Brian Edwards has struck a dilemma…one I am sure is playing out throughout the remaining base of the Labour party:
I find myself wondering whether I want to be bothered with the Labour Party any more. Increasingly, it seems to me, the Greens reflect the philosophical and moral values to which I subscribe more accurately than the Labour Party whose philosophical and moral values are now so ill-defined as to be beyond definition.
I’m a socialist at heart and, whatever it is, New Zealand Labour is not a socialist party. It wasn’t just Rogernomics that scotched that idea; Tony Blair’s ‘third way’, a significant influence on the Fifth Labour Government, was really just a watered down version of Douglas’s ‘trickle-down’ economics. The ‘third way’ was, by definition, a ‘middle-way’, neither one thing nor the other and ill-suited to political idealism of any stripe – a Clayton’s political philosophy.
Oh dear it appears that Brian has had a crisis of confidence:
I’ve done reasonably well in life. I’m not rich but, at 74, I’m what you might call ‘reasonably comfortably off’. In the process, I’ve paid a hell of a lot of tax. And I don’t mind. I’m a firm believer in progressive taxation – ‘From each according to his ability, to each according to his needs,’ as Marx so neatly put it. You can call that Communism or Socialism or pure Christianity. It doesn’t really matter. What matters is the core principle that the strong should support the weak. So it’s good that Labour’s new leader is at least intent on keeping a Capital Gains Tax as Labour policy.
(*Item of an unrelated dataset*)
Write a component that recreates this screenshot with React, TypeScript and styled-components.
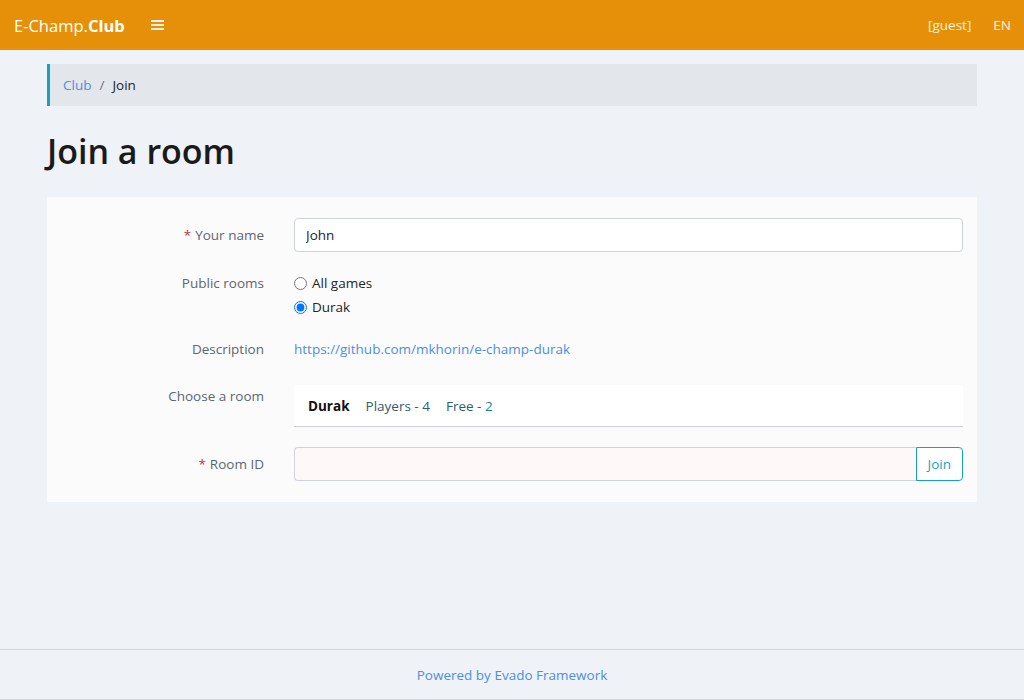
import React from "react";
import styled, { createGlobalStyle } from "styled-components";

const Global = createGlobalStyle`
  html, body { margin: 0; padding: 0; }
  body {
    background: #eff2f7;
    font-family: "Open Sans", "Noto Sans", "Liberation Sans", sans-serif;
    font-size: 13.5px;
    color: #212529;
  }
  * { box-sizing: border-box; }
`;

const Page = styled.div`
  min-height: 700px;
  display: flex;
  flex-direction: column;
`;

const NavBar = styled.header`
  height: 50px;
  background: #e69009;
  display: flex;
  align-items: center;
  padding: 0 13px 0 14px;
  color: #fff;
`;

const Brand = styled.div`
  font-size: 16.5px;
  color: #fff;
  b { font-weight: 700; }
`;

const Burger = styled.div`
  margin-left: 26px;
  width: 13px;
  display: flex;
  flex-direction: column;
  gap: 2px;
  span { display: block; height: 2px; background: #f4efe6; }
`;

const NavRight = styled.div`
  margin-left: auto;
  display: flex;
  gap: 22px;
  font-size: 13.5px;
  color: #fbf2e3;
`;

const Main = styled.main`
  flex: 1;
  padding: 14px 47px 0;
`;

const Breadcrumb = styled.nav`
  height: 42px;
  background: #e3e6ea;
  border-left: 3px solid #17a2b8;
  display: flex;
  align-items: center;
  padding-left: 13px;
  font-size: 13.5px;
  a { color: #4a90e2; text-decoration: none; }
  span.sep { color: #6c757d; margin: 0 8px; }
`;

const Title = styled.h1`
  margin: 24px 0 25px;
  font-size: 34px;
  font-weight: 600;
  line-height: 42px;
  color: #1a1a1a;
`;

const Panel = styled.section`
  background: #fbfbfc;
  padding: 21px 14px 21px 14px;
`;

const Row = styled.div<{ $mb: number }>`
  display: grid;
  grid-template-columns: 203px 1fr;
  column-gap: 30px;
  margin-bottom: ${(p) => p.$mb}px;
  &:last-child { margin-bottom: 0; }
`;

const Label = styled.label<{ $pt: number }>`
  text-align: right;
  color: #5b6673;
  padding-top: ${(p) => p.$pt}px;
  line-height: 20px;
  em { color: #c9302c; font-style: normal; margin-right: 4px; }
`;

const Input = styled.input<{ $invalid?: boolean }>`
  height: 34px;
  border: 1px solid #ced4da;
  border-radius: 4px;
  padding: 0 11px;
  font: inherit;
  color: #212529;
  background: ${(p) => (p.$invalid ? "#fff8f8" : "#fff")};
  width: 100%;
  outline: none;
`;

const Radios = styled.div`
  display: flex;
  flex-direction: column;
`;

const RadioLine = styled.label`
  display: flex;
  align-items: center;
  height: 24px;
  gap: 5px;
  input { margin: 0; width: 13px; height: 13px; }
`;

const Link = styled.a`
  color: #4a90e2;
  text-decoration: none;
  line-height: 24px;
`;

const RoomList = styled.div`
  background: #fff;
  border-bottom: 1px solid #cfd2d6;
  height: 42px;
  display: flex;
  align-items: center;
  padding: 0 14px;
  gap: 16px;
  color: #2f5d6a;
  b { color: #111; font-weight: 700; }
  span.num { color: #1e7d96; }
`;

const Group = styled.div`
  display: flex;
`;

const GroupInput = styled(Input)`
  border-radius: 4px 0 0 4px;
  border-right: none;
`;

const JoinBtn = styled.button`
  height: 34px;
  border: 1px solid #17a2b8;
  border-radius: 0 4px 4px 0;
  background: #fff;
  color: #17a2b8;
  font: inherit;
  padding: 0 11px;
`;

const Footer = styled.footer`
  height: 51px;
  border-top: 1px solid #d6d9de;
  border-bottom: 1px solid #d6d9de;
  display: flex;
  align-items: center;
  justify-content: center;
  a { color: #4a90e2; text-decoration: none; }
`;

export default function App() {
  return (
    <Page>
      <Global />
      <NavBar>
        <Brand>
          E-Champ.<b>Club</b>
        </Brand>
        <Burger>
          <span />
          <span />
          <span />
        </Burger>
        <NavRight>
          <span>[guest]</span>
          <span>EN</span>
        </NavRight>
      </NavBar>
      <Main>
        <Breadcrumb>
          <a href="#">Club</a>
          <span className="sep">/</span>
          <span>Join</span>
        </Breadcrumb>
        <Title>Join a room</Title>
        <Panel>
          <Row $mb={19}>
            <Label $pt={7}>
              <em>*</em>Your name
            </Label>
            <Input defaultValue="John" />
          </Row>
          <Row $mb={18}>
            <Label $pt={2}>Public rooms</Label>
            <Radios>
              <RadioLine>
                <input type="radio" name="r" /> All games
              </RadioLine>
              <RadioLine>
                <input type="radio" name="r" defaultChecked /> Durak
              </RadioLine>
            </Radios>
          </Row>
          <Row $mb={24}>
            <Label $pt={2}>Description</Label>
            <div>
              <Link href="#">https://github.com/mkhorin/e-champ-durak</Link>
            </div>
          </Row>
          <Row $mb={20}>
            <Label $pt={1}>Choose a room</Label>
            <RoomList>
              <b>Durak</b>
              <span>Players - 4</span>
              <span>
                Free - <span className="num">2</span>
              </span>
            </RoomList>
          </Row>
          <Row $mb={0}>
            <Label $pt={7}>
              <em>*</em>Room ID
            </Label>
            <Group>
              <GroupInput $invalid />
              <JoinBtn>Join</JoinBtn>
            </Group>
          </Row>
        </Panel>
      </Main>
      <Footer>
        <a href="#">Powered by Evado Framework</a>
      </Footer>
    </Page>
  );
}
The earnings of the rich should be taxed to support the poor.
But I’m not comfortable with Mr Shearer’s reported intention to move the party ‘to the centre’. It’s a misnomer for one thing. Labour is already in the centre. It has already lost its working-class constituency. Any move ‘to the centre’ will merely be, as the share-brokers say, ‘a technical correction’, not as extreme as in ‘84 but a move to the right nonetheless.
What Labour politics now seem to be about is finding ‘sellable’ policies and a ‘sellable’ leader in order to regain power. (For National read ‘retain power’.) What Green politics seem to be about is persuading people to come across to policies not obviously or immediately founded in self-interest, but in the long-term interests of all of us and (there’s no avoiding it) of the planet. No doubt they’d like to be in government too. But it doesn’t seem to be their primary motivation.
So I find myself wondering…
Oh I am sure Russel Norman is ecstatic with glee at the prospect of Brian’s pearls of socialist wisdom.